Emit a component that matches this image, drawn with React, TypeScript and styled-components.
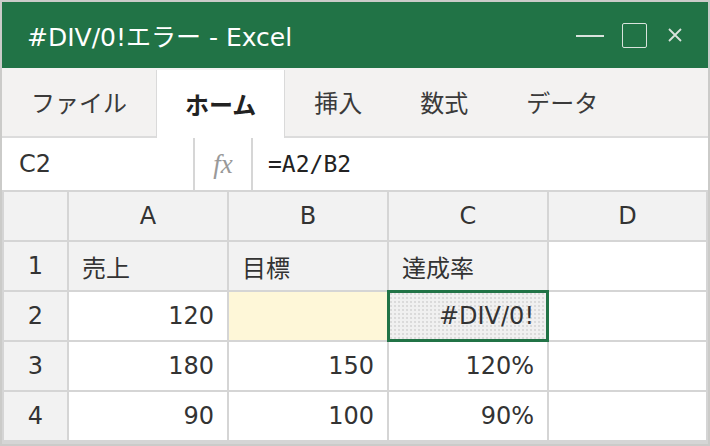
import styled, { createGlobalStyle } from 'styled-components'

const GlobalStyle = createGlobalStyle`
  html, body {
    margin: 0;
    padding: 0;
    background: #cbcbc9;
  }
  body {
    font-family: 'DejaVu Sans', 'Noto Sans CJK JP', sans-serif;
    color: #333;
  }
`

const Window = styled.div`
  width: 706px;
  height: 442px;
  margin: 2px;
  background: #fff;
  display: flex;
  flex-direction: column;
  overflow: hidden;
`

const TitleBar = styled.div`
  height: 66px;
  flex: none;
  background: #217346;
  color: #fff;
  display: flex;
  align-items: center;
  padding: 0 26px 0 25px;
`

const Title = styled.div`
  flex: 1;
  font-family: 'DejaVu Sans', 'Noto Sans CJK JP', sans-serif;
  font-size: 25px;
`

const Controls = styled.div`
  display: flex;
  align-items: center;
  gap: 18px;
`

const Minimize = styled.div`
  width: 28px;
  height: 2px;
  background: #d9e3dd;
  margin-top: 2px;
`

const Maximize = styled.div`
  width: 23px;
  height: 23px;
  border: 1px solid #d9e3dd;
  border-radius: 2px;
`

const Close = styled.div`
  width: 14px;
  height: 14px;
  margin-left: 3px;
  svg {
    display: block;
  }
`

const TabBar = styled.div`
  height: 68px;
  flex: none;
  background: #f3f2f1;
  border-bottom: 2px solid #dcdcdc;
  display: flex;
  align-items: stretch;
`

const Tab = styled.div<{ $active?: boolean }>`
  padding: 0 28px 2px;
  margin-top: ${(p) => (p.$active ? '2px' : '0')};
  display: flex;
  align-items: center;
  font-family: 'Noto Sans CJK JP', sans-serif;
  font-size: 24px;
  font-weight: ${(p) => (p.$active ? 700 : 400)};
  color: ${(p) => (p.$active ? '#222' : '#3a3a3a')};
  background: ${(p) => (p.$active ? '#fff' : 'transparent')};
  border-left: 1px solid ${(p) => (p.$active ? '#dadada' : 'transparent')};
  border-right: 1px solid ${(p) => (p.$active ? '#dadada' : 'transparent')};
  margin-bottom: ${(p) => (p.$active ? '-2px' : '0')};
`

const FormulaBar = styled.div`
  height: 52px;
  flex: none;
  display: flex;
  align-items: stretch;
`

const NameBox = styled.div`
  width: 193px;
  border-right: 2px solid #d6d6d6;
  display: flex;
  align-items: center;
  padding-left: 17px;
  box-sizing: border-box;
  font-size: 24px;
  color: #333;
`

const FxBox = styled.div`
  width: 58px;
  border-right: 2px solid #d6d6d6;
  display: flex;
  align-items: center;
  justify-content: center;
  font-family: 'Liberation Serif', serif;
  font-style: italic;
  font-size: 27px;
  color: #999;
  box-sizing: border-box;
`

const Formula = styled.div`
  display: flex;
  align-items: center;
  padding-left: 15px;
  font-family: 'DejaVu Sans Mono', monospace;
  font-size: 23px;
  color: #222;
`

const Grid = styled.div`
  flex: 1;
  display: grid;
  grid-template-columns: 63px repeat(3, 158px) 1fr;
  grid-auto-rows: 48px;
  gap: 2px;
  padding: 2px;
  background: #d5d5d5;
`

type CellKind = 'head' | 'plain' | 'input' | 'error'

const Cell = styled.div<{ $kind?: CellKind; $align?: 'left' | 'right' | 'center' }>`
  display: flex;
  align-items: center;
  justify-content: ${(p) =>
    p.$align === 'right' ? 'flex-end' : p.$align === 'center' ? 'center' : 'flex-start'};
  padding: 0 13px;
  font-family: 'Noto Sans CJK JP', sans-serif;
  font-size: 24px;
  color: #333;
  background: ${(p) =>
    p.$kind === 'head' ? '#f2f2f2' : p.$kind === 'input' ? '#fef7d8' : '#fff'};
  ${(p) =>
    p.$kind === 'error' &&
    `
    background-color: #f0f0f0;
    background-image: radial-gradient(#dadada 0.7px, transparent 0.9px);
    background-size: 4px 4px;
    outline: 3px solid #217346;
    outline-offset: -1px;
    position: relative;
    z-index: 1;
  `}
`

const Num = styled.span`
  font-family: 'DejaVu Sans', sans-serif;
  font-size: 24px;
`

const CloseIcon = () => (
  <svg width="14" height="14" viewBox="0 0 14 14">
    <path d="M1 1L13 13M13 1L1 13" stroke="#d9e3dd" strokeWidth="1.8" />
  </svg>
)

const tabs = ['ファイル', 'ホーム', '挿入', '数式', 'データ']

export default function App() {
  return (
    <>
      <GlobalStyle />
      <Window>
        <TitleBar>
          <Title>#DIV/0!エラー - Excel</Title>
          <Controls>
            <Minimize />
            <Maximize />
            <Close>
              <CloseIcon />
            </Close>
          </Controls>
        </TitleBar>
        <TabBar>
          {tabs.map((t) => (
            <Tab key={t} $active={t === 'ホーム'}>
              {t}
            </Tab>
          ))}
        </TabBar>
        <FormulaBar>
          <NameBox>C2</NameBox>
          <FxBox>fx</FxBox>
          <Formula>=A2/B2</Formula>
        </FormulaBar>
        <Grid>
          <Cell $kind="head" />
          {['A', 'B', 'C', 'D'].map((c) => (
            <Cell key={c} $kind="head" $align="center">
              <Num>{c}</Num>
            </Cell>
          ))}

          <Cell $kind="head" $align="center"><Num>1</Num></Cell>
          <Cell $kind="head">売上</Cell>
          <Cell $kind="head">目標</Cell>
          <Cell $kind="head">達成率</Cell>
          <Cell />

          <Cell $kind="head" $align="center"><Num>2</Num></Cell>
          <Cell $align="right"><Num>120</Num></Cell>
          <Cell $kind="input" />
          <Cell $kind="error" $align="right"><Num>#DIV/0!</Num></Cell>
          <Cell />

          <Cell $kind="head" $align="center"><Num>3</Num></Cell>
          <Cell $align="right"><Num>180</Num></Cell>
          <Cell $align="right"><Num>150</Num></Cell>
          <Cell $align="right"><Num>120%</Num></Cell>
          <Cell />

          <Cell $kind="head" $align="center"><Num>4</Num></Cell>
          <Cell $align="right"><Num>90</Num></Cell>
          <Cell $align="right"><Num>100</Num></Cell>
          <Cell $align="right"><Num>90%</Num></Cell>
          <Cell />
        </Grid>
      </Window>
    </>
  )
}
==*==
(Problem description)
Copy the listing word for word, excluding its pictures.

(Response for this exercise)
Emit a component that matches this image, drawn with React, TypeScript and styled-components.
import styled, { createGlobalStyle } from 'styled-components'

const GlobalStyle = createGlobalStyle`
  html, body {
    margin: 0;
    padding: 0;
    background: #cbcbc9;
  }
  body {
    font-family: 'DejaVu Sans', 'Noto Sans CJK JP', sans-serif;
    color: #333;
  }
`

const Window = styled.div`
  width: 706px;
  height: 442px;
  margin: 2px;
  background: #fff;
  display: flex;
  flex-direction: column;
  overflow: hidden;
`

const TitleBar = styled.div`
  height: 66px;
  flex: none;
  background: #217346;
  color: #fff;
  display: flex;
  align-items: center;
  padding: 0 26px 0 25px;
`

const Title = styled.div`
  flex: 1;
  font-family: 'DejaVu Sans', 'Noto Sans CJK JP', sans-serif;
  font-size: 25px;
`

const Controls = styled.div`
  display: flex;
  align-items: center;
  gap: 18px;
`

const Minimize = styled.div`
  width: 28px;
  height: 2px;
  background: #d9e3dd;
  margin-top: 2px;
`

const Maximize = styled.div`
  width: 23px;
  height: 23px;
  border: 1px solid #d9e3dd;
  border-radius: 2px;
`

const Close = styled.div`
  width: 14px;
  height: 14px;
  margin-left: 3px;
  svg {
    display: block;
  }
`

const TabBar = styled.div`
  height: 68px;
  flex: none;
  background: #f3f2f1;
  border-bottom: 2px solid #dcdcdc;
  display: flex;
  align-items: stretch;
`

const Tab = styled.div<{ $active?: boolean }>`
  padding: 0 28px 2px;
  margin-top: ${(p) => (p.$active ? '2px' : '0')};
  display: flex;
  align-items: center;
  font-family: 'Noto Sans CJK JP', sans-serif;
  font-size: 24px;
  font-weight: ${(p) => (p.$active ? 700 : 400)};
  color: ${(p) => (p.$active ? '#222' : '#3a3a3a')};
  background: ${(p) => (p.$active ? '#fff' : 'transparent')};
  border-left: 1px solid ${(p) => (p.$active ? '#dadada' : 'transparent')};
  border-right: 1px solid ${(p) => (p.$active ? '#dadada' : 'transparent')};
  margin-bottom: ${(p) => (p.$active ? '-2px' : '0')};
`

const FormulaBar = styled.div`
  height: 52px;
  flex: none;
  display: flex;
  align-items: stretch;
`

const NameBox = styled.div`
  width: 193px;
  border-right: 2px solid #d6d6d6;
  display: flex;
  align-items: center;
  padding-left: 17px;
  box-sizing: border-box;
  font-size: 24px;
  color: #333;
`

const FxBox = styled.div`
  width: 58px;
  border-right: 2px solid #d6d6d6;
  display: flex;
  align-items: center;
  justify-content: center;
  font-family: 'Liberation Serif', serif;
  font-style: italic;
  font-size: 27px;
  color: #999;
  box-sizing: border-box;
`

const Formula = styled.div`
  display: flex;
  align-items: center;
  padding-left: 15px;
  font-family: 'DejaVu Sans Mono', monospace;
  font-size: 23px;
  color: #222;
`

const Grid = styled.div`
  flex: 1;
  display: grid;
  grid-template-columns: 63px repeat(3, 158px) 1fr;
  grid-auto-rows: 48px;
  gap: 2px;
  padding: 2px;
  background: #d5d5d5;
`

type CellKind = 'head' | 'plain' | 'input' | 'error'

const Cell = styled.div<{ $kind?: CellKind; $align?: 'left' | 'right' | 'center' }>`
  display: flex;
  align-items: center;
  justify-content: ${(p) =>
    p.$align === 'right' ? 'flex-end' : p.$align === 'center' ? 'center' : 'flex-start'};
  padding: 0 13px;
  font-family: 'Noto Sans CJK JP', sans-serif;
  font-size: 24px;
  color: #333;
  background: ${(p) =>
    p.$kind === 'head' ? '#f2f2f2' : p.$kind === 'input' ? '#fef7d8' : '#fff'};
  ${(p) =>
    p.$kind === 'error' &&
    `
    background-color: #f0f0f0;
    background-image: radial-gradient(#dadada 0.7px, transparent 0.9px);
    background-size: 4px 4px;
    outline: 3px solid #217346;
    outline-offset: -1px;
    position: relative;
    z-index: 1;
  `}
`

const Num = styled.span`
  font-family: 'DejaVu Sans', sans-serif;
  font-size: 24px;
`

const CloseIcon = () => (
  <svg width="14" height="14" viewBox="0 0 14 14">
    <path d="M1 1L13 13M13 1L1 13" stroke="#d9e3dd" strokeWidth="1.8" />
  </svg>
)

const tabs = ['ファイル', 'ホーム', '挿入', '数式', 'データ']

export default function App() {
  return (
    <>
      <GlobalStyle />
      <Window>
        <TitleBar>
          <Title>#DIV/0!エラー - Excel</Title>
          <Controls>
            <Minimize />
            <Maximize />
            <Close>
              <CloseIcon />
            </Close>
          </Controls>
        </TitleBar>
        <TabBar>
          {tabs.map((t) => (
            <Tab key={t} $active={t === 'ホーム'}>
              {t}
            </Tab>
          ))}
        </TabBar>
        <FormulaBar>
          <NameBox>C2</NameBox>
          <FxBox>fx</FxBox>
          <Formula>=A2/B2</Formula>
        </FormulaBar>
        <Grid>
          <Cell $kind="head" />
          {['A', 'B', 'C', 'D'].map((c) => (
            <Cell key={c} $kind="head" $align="center">
              <Num>{c}</Num>
            </Cell>
          ))}

          <Cell $kind="head" $align="center"><Num>1</Num></Cell>
          <Cell $kind="head">売上</Cell>
          <Cell $kind="head">目標</Cell>
          <Cell $kind="head">達成率</Cell>
          <Cell />

          <Cell $kind="head" $align="center"><Num>2</Num></Cell>
          <Cell $align="right"><Num>120</Num></Cell>
          <Cell $kind="input" />
          <Cell $kind="error" $align="right"><Num>#DIV/0!</Num></Cell>
          <Cell />

          <Cell $kind="head" $align="center"><Num>3</Num></Cell>
          <Cell $align="right"><Num>180</Num></Cell>
          <Cell $align="right"><Num>150</Num></Cell>
          <Cell $align="right"><Num>120%</Num></Cell>
          <Cell />

          <Cell $kind="head" $align="center"><Num>4</Num></Cell>
          <Cell $align="right"><Num>90</Num></Cell>
          <Cell $align="right"><Num>100</Num></Cell>
          <Cell $align="right"><Num>90%</Num></Cell>
          <Cell />
        </Grid>
      </Window>
    </>
  )
}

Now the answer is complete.